If the $\Delta G°$ is greater than zero and $K_{\text{eq}}$ is smaller than one, then the formation of starting material is favored at equilibrium. However, if the $\Delta G°$ is smaller than zero and $K_{\text{eq}}$ is greater than one, the formation of product is favored at equilibrium.

Answer to Problem 6.37P

The equatorial conformation is present in higher concentration in the given compound.

Explanation of Solution

Given:

The value of $K_{\text{eq}}$ is $23$ when $\text{R}={\text{CH}}_{\text{2}}{\text{CH}}_{\text{3}}$.

The equilibrium reaction of monosubstituted cyclohexane is shown below.

Figure 1

The value of ${\text{K}}_{\text{eq}}$ is $23$ when $\text{R}={\text{CH}}_{\text{2}}{\text{CH}}_{\text{3}}$. The value of $K_{\text{eq}}$ is greater than $1$. It implies that the concentration of the starting material is comparatively lower than that of the concentration of product. The formation of products is favored at equilibrium. Therefore, the equatorial conformation is present in higher concentration in the given compound.

Conclusion

The equatorial conformation is present in higher concentration in the given compound.

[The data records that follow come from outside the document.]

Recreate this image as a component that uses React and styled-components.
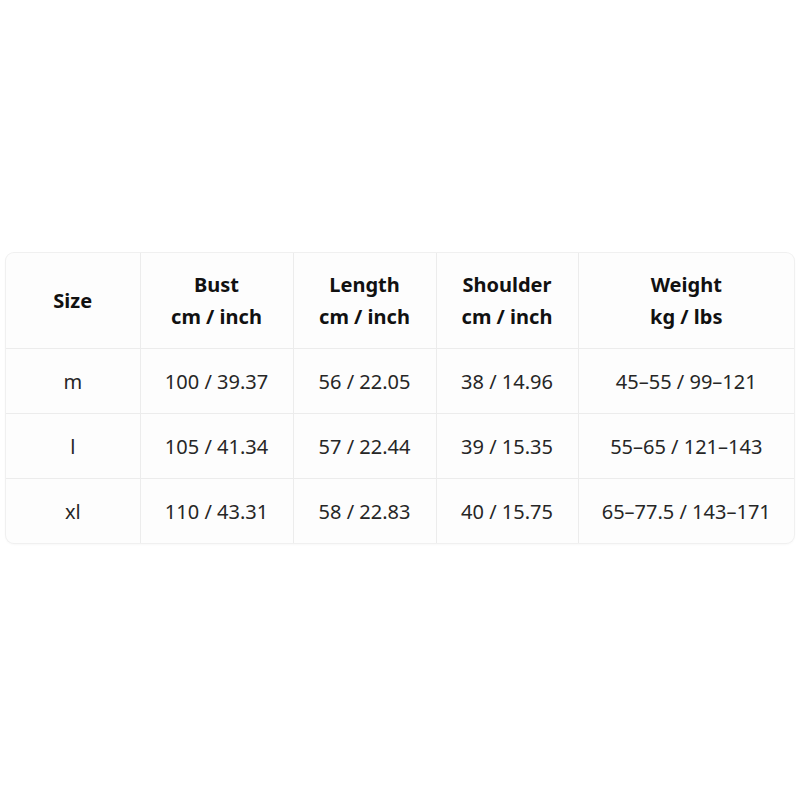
import React from 'react'
import styled, { createGlobalStyle } from 'styled-components'

const GlobalStyle = createGlobalStyle`
  html, body {
    margin: 0;
    padding: 0;
    background: #ffffff;
  }
`

const Page = styled.div`
  width: 800px;
  height: 800px;
  box-sizing: border-box;
  padding: 253px 6px 0 6px;
  font-family: 'Noto Sans', 'Open Sans', sans-serif;
  color: #1d1d1d;
`

const Card = styled.div`
  background: #fdfdfd;
  border-radius: 8px;
  box-shadow: 0 0 0 1px #f0f0f0, 0 1px 3px rgba(0, 0, 0, 0.06);
  overflow: hidden;
`

const Table = styled.table`
  width: 100%;
  border-collapse: collapse;
  table-layout: fixed;
  font-size: 20px;
`

const HeadCell = styled.th`
  height: 95px;
  padding: 0;
  font-weight: 700;
  line-height: 32px;
  text-align: center;
  vertical-align: middle;
  color: #111;
  border-left: 1px solid #ececec;
  border-bottom: 1px solid #ececec;
  &:first-child {
    border-left: none;
  }
`

const Cell = styled.td`
  height: 64px;
  padding: 0;
  text-align: center;
  vertical-align: middle;
  color: #262626;
  border-left: 1px solid #ececec;
  border-bottom: 1px solid #ececec;
  &:first-child {
    border-left: none;
  }
  tr:last-child & {
    border-bottom: none;
  }
`

const columns = [
  { width: 134, title: 'Size' },
  { width: 153, title: 'Bust', unit: 'cm / inch' },
  { width: 143, title: 'Length', unit: 'cm / inch' },
  { width: 142, title: 'Shoulder', unit: 'cm / inch' },
  { width: 216, title: 'Weight', unit: 'kg / lbs' },
]

const rows = [
  ['m', '100 / 39.37', '56 / 22.05', '38 / 14.96', '45–55 / 99–121'],
  ['l', '105 / 41.34', '57 / 22.44', '39 / 15.35', '55–65 / 121–143'],
  ['xl', '110 / 43.31', '58 / 22.83', '40 / 15.75', '65–77.5 / 143–171'],
]

export default function App() {
  return (
    <Page>
      <GlobalStyle />
      <Card>
        <Table>
          <colgroup>
            {columns.map((c) => (
              <col key={c.title} style={{ width: c.width }} />
            ))}
          </colgroup>
          <thead>
            <tr>
              {columns.map((c) => (
                <HeadCell key={c.title}>
                  {c.title}
                  {c.unit && (
                    <>
                      <br />
                      {c.unit}
                    </>
                  )}
                </HeadCell>
              ))}
            </tr>
          </thead>
          <tbody>
            {rows.map((r) => (
              <tr key={r[0]}>
                {r.map((v, i) => (
                  <Cell key={i}>{v}</Cell>
                ))}
              </tr>
            ))}
          </tbody>
        </Table>
      </Card>
    </Page>
  )
}
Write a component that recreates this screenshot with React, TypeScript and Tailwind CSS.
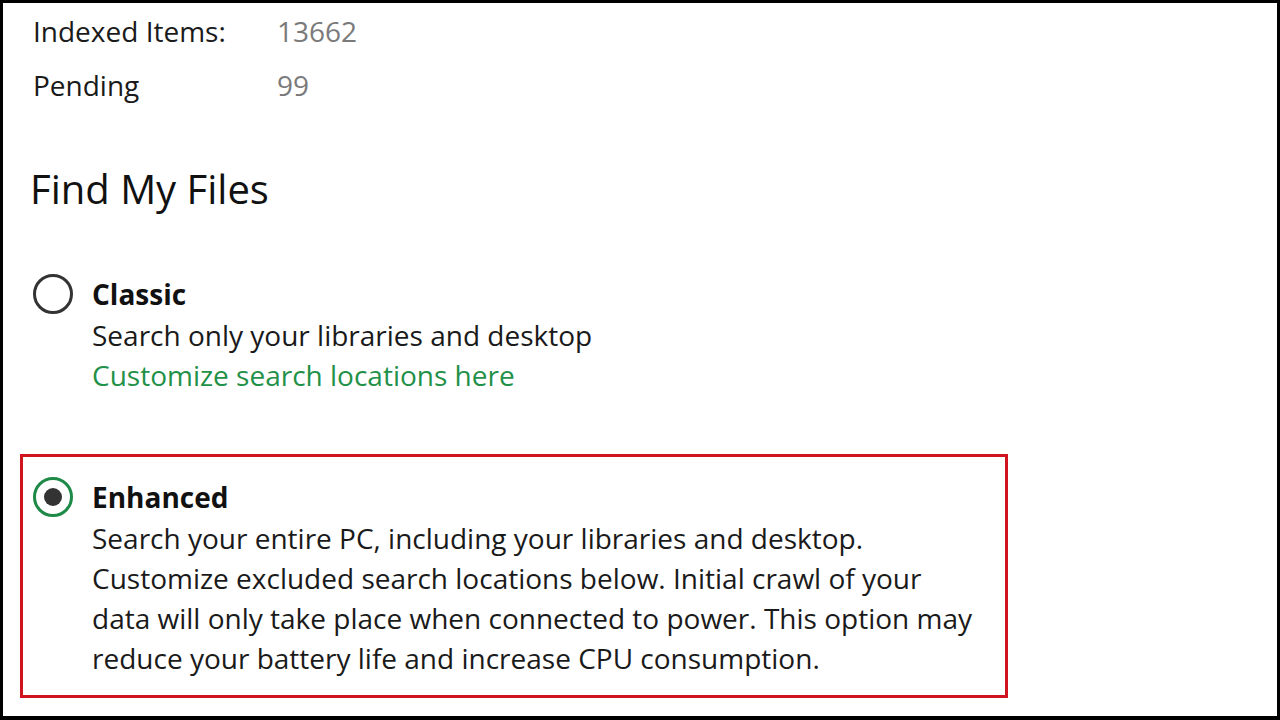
import clsx from "clsx";

const font = { fontFamily: '"Open Sans", "Noto Sans", sans-serif' };

function StatRow({ label, value }: { label: string; value: string }) {
  return (
    <div className="flex h-[54px] items-center">
      <span className="w-[244px] text-[28px] text-[#1a1a1a]">{label}</span>
      <span className="text-[28px] text-[#7a7a7a]">{value}</span>
    </div>
  );
}

function Radio({ checked }: { checked?: boolean }) {
  return (
    <div
      className={clsx(
        "flex size-[40px] shrink-0 items-center justify-center rounded-full border-[3px]",
        checked ? "border-[#1d8a48]" : "border-[#333333]",
      )}
    >
      {checked ? <div className="size-[18px] rounded-full bg-[#333333]" /> : null}
    </div>
  );
}

function Option({
  title,
  checked,
  lines,
  link,
}: {
  title: string;
  checked?: boolean;
  lines: string[];
  link?: string;
}) {
  return (
    <div className="flex items-start gap-[19px]">
      <div className="pt-[1px]">
        <Radio checked={checked} />
      </div>
      <div className="flex flex-col">
        <span className="h-[42px] text-[28px] font-bold leading-[42px] text-[#111111]">{title}</span>
        {lines.map((line, i) => (
          <span key={i} className="h-[40px] text-[28px] leading-[40px] text-[#1a1a1a]">
            {line}
          </span>
        ))}
        {link ? (
          <span className="h-[40px] text-[28px] leading-[40px] text-[#1f9148]">{link}</span>
        ) : null}
      </div>
    </div>
  );
}

export default function App() {
  return (
    <div className="h-[720px] w-[1280px] bg-black pb-[4px] pl-[3px] pr-[3px] pt-[3px]" style={font}>
      <div className="flex h-full flex-col bg-white pl-[30px] pt-[1px]">
        <StatRow label="Indexed Items:" value="13662" />
        <StatRow label="Pending" value="99" />
        <h1 className="-ml-[3px] mt-[50px] h-[54px] text-[40px] leading-[54px] text-[#111111]">
          Find My Files
        </h1>
        <div className="mt-[57px]">
          <Option
            title="Classic"
            lines={["Search only your libraries and desktop"]}
            link="Customize search locations here"
          />
        </div>
        <div className="-ml-[13px] mt-[59px] w-[988px] border-[3px] border-[#d0141f] pb-[17px] pl-[10px] pt-[19px]">
          <Option
            title="Enhanced"
            checked
            lines={[
              "Search your entire PC, including your libraries and desktop.",
              "Customize excluded search locations below. Initial crawl of your",
              "data will only take place when connected to power. This option may",
              "reduce your battery life and increase CPU consumption.",
            ]}
          />
        </div>
      </div>
    </div>
  );
}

Interpretation Introduction

(b)

Interpretation: The $\text{R}$ group which shows the higher percentage of equatorial conformation at equilibrium is to be identified.

Concept introduction: The change in Gibbs free energy is represented by $\Delta G°$. It is a state function. The value of $\Delta G°$ depends on $K_{\text{eq}}$. The free energy change is calculated as,

$\text{Δ}G\text{°}=-2.303\text{R}T\log K_{\text{eq}}$

If the $\Delta G°$ is greater than zero and $K_{\text{eq}}$ is smaller than one, then the formation of starting material is favored at equilibrium. However, if the $\Delta G°$ is smaller than zero and $K_{\text{eq}}$ is greater than one, the formation of product is favored at equilibrium.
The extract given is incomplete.